To be done
Keep only those lines of the records that include the string "this".

Extracted data
— Begin —

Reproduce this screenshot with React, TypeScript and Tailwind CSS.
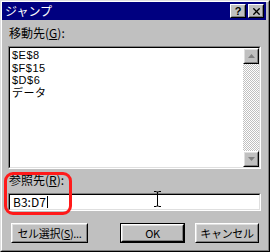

— End —
— Begin —

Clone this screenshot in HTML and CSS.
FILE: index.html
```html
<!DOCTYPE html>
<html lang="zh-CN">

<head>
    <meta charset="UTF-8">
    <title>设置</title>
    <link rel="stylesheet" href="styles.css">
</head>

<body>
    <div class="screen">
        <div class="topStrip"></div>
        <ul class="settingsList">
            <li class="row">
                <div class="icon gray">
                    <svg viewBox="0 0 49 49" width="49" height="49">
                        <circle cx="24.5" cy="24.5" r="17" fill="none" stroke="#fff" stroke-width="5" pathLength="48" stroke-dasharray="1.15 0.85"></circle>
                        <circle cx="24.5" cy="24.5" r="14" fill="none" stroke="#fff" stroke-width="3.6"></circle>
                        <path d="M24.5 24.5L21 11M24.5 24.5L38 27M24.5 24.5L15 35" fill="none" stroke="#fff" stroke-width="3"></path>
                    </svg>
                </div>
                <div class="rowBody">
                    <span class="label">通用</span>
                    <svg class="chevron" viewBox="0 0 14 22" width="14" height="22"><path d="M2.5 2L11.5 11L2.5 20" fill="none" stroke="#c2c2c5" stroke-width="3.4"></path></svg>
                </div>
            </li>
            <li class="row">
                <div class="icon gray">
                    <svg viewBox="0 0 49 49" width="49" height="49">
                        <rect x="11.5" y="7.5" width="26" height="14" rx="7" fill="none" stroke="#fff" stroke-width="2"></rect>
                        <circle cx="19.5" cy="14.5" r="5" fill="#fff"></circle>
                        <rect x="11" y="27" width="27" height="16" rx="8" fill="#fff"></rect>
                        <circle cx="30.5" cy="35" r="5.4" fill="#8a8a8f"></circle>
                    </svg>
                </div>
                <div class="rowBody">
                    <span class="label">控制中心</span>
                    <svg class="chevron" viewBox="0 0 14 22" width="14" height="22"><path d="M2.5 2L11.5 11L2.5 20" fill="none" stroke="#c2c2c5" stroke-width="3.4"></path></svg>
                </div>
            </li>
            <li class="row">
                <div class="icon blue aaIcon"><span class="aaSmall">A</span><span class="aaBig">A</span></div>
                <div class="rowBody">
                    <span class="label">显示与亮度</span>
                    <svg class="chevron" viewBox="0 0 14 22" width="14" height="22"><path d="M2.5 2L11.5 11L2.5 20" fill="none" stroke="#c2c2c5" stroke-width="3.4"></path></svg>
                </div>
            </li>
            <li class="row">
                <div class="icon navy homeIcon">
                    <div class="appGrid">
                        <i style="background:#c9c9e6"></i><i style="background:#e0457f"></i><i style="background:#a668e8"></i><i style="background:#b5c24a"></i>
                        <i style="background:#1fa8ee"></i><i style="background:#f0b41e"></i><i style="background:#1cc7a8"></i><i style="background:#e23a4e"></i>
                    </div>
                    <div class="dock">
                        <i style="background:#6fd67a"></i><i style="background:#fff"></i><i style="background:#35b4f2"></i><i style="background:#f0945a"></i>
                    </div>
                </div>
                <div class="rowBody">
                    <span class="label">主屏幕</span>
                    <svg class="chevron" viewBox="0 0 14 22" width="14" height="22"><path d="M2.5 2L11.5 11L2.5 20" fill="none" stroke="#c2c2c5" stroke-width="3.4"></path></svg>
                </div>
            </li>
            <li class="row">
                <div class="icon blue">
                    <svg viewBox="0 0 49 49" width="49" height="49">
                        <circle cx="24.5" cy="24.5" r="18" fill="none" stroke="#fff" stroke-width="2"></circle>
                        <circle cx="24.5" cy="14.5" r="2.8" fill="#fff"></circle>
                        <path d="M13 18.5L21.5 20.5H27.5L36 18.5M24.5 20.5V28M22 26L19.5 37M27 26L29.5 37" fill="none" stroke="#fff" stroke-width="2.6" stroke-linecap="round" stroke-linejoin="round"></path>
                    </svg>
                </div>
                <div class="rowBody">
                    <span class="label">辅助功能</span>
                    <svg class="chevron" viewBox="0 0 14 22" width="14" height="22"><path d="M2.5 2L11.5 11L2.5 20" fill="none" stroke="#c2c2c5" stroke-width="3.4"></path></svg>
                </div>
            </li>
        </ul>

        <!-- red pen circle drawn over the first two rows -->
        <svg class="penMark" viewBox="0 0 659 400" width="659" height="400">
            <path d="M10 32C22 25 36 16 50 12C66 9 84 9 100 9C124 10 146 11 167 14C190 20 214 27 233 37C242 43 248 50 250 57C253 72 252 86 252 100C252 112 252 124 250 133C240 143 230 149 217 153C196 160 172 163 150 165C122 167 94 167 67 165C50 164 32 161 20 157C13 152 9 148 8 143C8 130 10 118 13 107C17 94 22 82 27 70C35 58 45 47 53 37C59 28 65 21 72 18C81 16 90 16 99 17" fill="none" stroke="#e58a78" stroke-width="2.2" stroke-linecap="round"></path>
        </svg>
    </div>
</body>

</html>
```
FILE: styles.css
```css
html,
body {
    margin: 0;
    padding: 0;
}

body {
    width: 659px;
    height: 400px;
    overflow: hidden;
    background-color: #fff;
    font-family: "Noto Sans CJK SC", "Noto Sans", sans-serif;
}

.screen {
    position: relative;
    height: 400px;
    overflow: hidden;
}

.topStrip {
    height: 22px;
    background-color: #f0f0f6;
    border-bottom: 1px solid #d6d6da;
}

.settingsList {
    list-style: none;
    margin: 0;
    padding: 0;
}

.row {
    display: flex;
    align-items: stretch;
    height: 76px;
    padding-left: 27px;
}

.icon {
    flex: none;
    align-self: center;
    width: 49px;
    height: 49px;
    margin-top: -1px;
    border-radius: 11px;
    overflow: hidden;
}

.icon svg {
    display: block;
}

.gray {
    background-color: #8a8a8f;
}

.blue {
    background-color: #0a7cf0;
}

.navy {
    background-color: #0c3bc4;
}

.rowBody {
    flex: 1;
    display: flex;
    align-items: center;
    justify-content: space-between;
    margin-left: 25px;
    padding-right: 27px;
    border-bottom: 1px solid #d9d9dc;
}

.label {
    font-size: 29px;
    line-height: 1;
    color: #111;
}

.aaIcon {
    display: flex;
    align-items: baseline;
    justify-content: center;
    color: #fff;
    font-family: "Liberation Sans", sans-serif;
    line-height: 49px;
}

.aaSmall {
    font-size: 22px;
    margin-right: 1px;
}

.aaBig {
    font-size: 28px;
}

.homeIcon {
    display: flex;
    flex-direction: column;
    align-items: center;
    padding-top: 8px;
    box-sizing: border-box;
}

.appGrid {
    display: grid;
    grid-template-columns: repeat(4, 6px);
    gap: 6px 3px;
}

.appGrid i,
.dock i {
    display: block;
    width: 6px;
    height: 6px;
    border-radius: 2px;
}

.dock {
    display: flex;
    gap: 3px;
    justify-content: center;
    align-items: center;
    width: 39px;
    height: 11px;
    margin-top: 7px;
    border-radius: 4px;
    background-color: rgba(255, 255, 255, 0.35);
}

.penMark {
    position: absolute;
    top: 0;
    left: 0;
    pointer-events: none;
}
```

— End —

Finished task
Reproduce this screenshot with React, TypeScript and Tailwind CSS.
Clone this screenshot in HTML and CSS.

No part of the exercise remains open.